Take the lines from the beginning of the material through the line containing "import React from" and retype them exactly, leaving the pictures out.

SOURCE DATA
====

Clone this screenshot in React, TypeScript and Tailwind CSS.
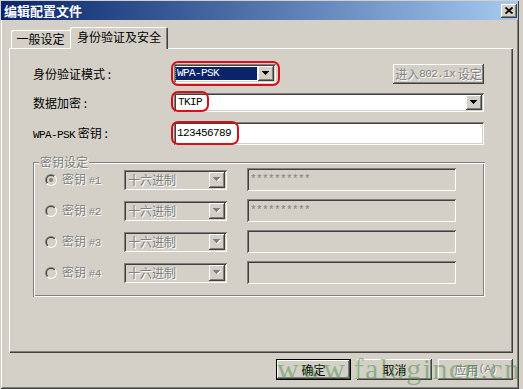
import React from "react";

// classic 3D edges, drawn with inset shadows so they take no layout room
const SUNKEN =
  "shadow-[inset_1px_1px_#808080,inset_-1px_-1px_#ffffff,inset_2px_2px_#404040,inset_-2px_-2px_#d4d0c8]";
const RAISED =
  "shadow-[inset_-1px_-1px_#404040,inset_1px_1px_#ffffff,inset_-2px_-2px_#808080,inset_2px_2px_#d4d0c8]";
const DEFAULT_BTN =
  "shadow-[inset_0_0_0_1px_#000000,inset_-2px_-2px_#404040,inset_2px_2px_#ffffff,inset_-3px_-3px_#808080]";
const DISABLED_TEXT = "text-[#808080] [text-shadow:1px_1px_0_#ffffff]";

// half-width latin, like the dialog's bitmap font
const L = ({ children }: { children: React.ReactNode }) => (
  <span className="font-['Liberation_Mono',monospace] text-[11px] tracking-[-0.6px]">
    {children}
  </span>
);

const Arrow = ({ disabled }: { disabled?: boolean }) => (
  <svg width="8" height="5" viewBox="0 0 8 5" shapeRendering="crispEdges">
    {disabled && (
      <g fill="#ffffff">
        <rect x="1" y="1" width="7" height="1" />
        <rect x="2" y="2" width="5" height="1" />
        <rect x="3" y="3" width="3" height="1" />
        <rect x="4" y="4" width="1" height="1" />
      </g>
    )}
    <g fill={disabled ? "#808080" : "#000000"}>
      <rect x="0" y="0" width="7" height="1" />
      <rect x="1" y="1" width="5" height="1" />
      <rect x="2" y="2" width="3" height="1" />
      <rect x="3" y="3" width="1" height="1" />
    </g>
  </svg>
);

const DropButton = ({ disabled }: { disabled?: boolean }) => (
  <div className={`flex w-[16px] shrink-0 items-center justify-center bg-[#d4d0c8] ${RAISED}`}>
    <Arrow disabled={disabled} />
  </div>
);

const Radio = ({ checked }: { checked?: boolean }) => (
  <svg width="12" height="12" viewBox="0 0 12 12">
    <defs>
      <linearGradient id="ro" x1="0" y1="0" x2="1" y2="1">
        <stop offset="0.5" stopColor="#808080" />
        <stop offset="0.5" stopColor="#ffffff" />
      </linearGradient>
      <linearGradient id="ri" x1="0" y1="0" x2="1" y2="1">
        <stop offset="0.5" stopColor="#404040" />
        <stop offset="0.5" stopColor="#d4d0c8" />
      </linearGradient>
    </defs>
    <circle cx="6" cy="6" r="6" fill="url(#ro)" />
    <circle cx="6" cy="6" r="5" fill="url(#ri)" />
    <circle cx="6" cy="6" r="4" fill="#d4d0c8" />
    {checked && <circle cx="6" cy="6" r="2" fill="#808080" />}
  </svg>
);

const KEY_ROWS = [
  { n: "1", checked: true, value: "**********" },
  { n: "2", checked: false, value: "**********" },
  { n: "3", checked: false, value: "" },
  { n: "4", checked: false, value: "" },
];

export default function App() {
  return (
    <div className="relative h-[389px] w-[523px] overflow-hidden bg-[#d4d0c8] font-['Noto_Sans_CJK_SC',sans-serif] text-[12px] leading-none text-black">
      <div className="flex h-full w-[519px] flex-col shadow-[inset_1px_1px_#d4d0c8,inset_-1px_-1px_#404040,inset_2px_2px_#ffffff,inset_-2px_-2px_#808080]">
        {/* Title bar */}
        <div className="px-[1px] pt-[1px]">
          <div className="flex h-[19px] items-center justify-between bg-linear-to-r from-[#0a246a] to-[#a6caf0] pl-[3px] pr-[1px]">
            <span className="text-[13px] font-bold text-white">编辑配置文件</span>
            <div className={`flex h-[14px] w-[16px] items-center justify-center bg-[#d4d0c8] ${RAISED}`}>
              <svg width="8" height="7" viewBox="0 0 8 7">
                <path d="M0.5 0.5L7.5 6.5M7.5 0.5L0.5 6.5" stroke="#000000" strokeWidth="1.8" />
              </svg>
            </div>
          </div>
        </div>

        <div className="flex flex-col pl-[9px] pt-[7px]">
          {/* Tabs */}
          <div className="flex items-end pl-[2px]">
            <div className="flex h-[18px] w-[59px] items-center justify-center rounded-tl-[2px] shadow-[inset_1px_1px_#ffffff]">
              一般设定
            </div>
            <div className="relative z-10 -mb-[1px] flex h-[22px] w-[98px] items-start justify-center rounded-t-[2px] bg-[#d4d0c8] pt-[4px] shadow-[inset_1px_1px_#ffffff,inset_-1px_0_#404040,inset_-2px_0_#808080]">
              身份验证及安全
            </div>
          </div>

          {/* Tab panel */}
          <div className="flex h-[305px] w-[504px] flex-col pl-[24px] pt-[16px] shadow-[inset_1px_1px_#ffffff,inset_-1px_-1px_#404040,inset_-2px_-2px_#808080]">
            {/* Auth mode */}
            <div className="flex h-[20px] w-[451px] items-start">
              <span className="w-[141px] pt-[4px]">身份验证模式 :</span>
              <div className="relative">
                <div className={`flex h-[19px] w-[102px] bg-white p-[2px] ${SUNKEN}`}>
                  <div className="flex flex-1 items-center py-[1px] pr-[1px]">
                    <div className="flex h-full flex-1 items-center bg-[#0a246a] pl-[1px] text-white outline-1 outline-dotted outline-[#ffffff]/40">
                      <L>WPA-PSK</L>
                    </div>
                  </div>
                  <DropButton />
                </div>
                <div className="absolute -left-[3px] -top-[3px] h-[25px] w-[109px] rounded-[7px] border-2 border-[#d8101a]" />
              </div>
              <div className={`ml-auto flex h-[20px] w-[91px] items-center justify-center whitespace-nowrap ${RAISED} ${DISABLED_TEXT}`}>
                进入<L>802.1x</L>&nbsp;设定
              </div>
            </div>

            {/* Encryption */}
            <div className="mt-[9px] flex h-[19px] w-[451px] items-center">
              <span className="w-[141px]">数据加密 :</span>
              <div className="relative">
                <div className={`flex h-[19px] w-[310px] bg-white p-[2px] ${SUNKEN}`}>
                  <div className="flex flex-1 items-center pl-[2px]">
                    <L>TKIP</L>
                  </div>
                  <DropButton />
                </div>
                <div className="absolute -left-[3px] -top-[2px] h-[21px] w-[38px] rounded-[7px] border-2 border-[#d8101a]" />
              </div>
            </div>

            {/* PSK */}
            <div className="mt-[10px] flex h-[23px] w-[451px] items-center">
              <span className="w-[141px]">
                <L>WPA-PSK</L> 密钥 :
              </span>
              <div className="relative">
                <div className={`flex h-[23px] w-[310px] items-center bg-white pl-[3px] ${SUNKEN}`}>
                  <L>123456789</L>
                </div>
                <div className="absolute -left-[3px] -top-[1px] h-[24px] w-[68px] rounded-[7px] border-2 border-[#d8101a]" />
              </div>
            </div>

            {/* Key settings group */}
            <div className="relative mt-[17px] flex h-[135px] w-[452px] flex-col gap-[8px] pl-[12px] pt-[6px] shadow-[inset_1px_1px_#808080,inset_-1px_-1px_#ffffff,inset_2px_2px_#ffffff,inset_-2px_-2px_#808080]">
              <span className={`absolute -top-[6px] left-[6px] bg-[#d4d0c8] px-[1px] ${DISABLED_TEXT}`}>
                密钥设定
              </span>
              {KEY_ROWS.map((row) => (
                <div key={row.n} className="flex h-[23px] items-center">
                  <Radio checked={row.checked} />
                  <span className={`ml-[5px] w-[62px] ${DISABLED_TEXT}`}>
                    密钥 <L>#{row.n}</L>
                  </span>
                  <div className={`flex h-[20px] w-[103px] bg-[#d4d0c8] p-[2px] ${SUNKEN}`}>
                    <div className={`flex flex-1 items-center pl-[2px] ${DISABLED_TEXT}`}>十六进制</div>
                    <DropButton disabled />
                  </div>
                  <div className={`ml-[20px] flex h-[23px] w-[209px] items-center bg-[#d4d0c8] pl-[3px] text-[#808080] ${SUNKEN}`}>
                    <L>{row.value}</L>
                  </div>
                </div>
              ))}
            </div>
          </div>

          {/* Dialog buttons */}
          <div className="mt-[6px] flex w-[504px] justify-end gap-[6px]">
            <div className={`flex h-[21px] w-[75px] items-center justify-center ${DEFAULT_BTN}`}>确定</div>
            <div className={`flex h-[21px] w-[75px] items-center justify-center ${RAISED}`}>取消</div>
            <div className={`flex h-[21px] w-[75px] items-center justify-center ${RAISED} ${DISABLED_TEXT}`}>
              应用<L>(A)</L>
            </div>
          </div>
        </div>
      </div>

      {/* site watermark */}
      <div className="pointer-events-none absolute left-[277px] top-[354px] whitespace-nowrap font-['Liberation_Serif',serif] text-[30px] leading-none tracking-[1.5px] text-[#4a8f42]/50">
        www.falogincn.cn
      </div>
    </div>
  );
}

====

RESPONSE TO THE EXERCISE
Clone this screenshot in React, TypeScript and Tailwind CSS.
import React from "react";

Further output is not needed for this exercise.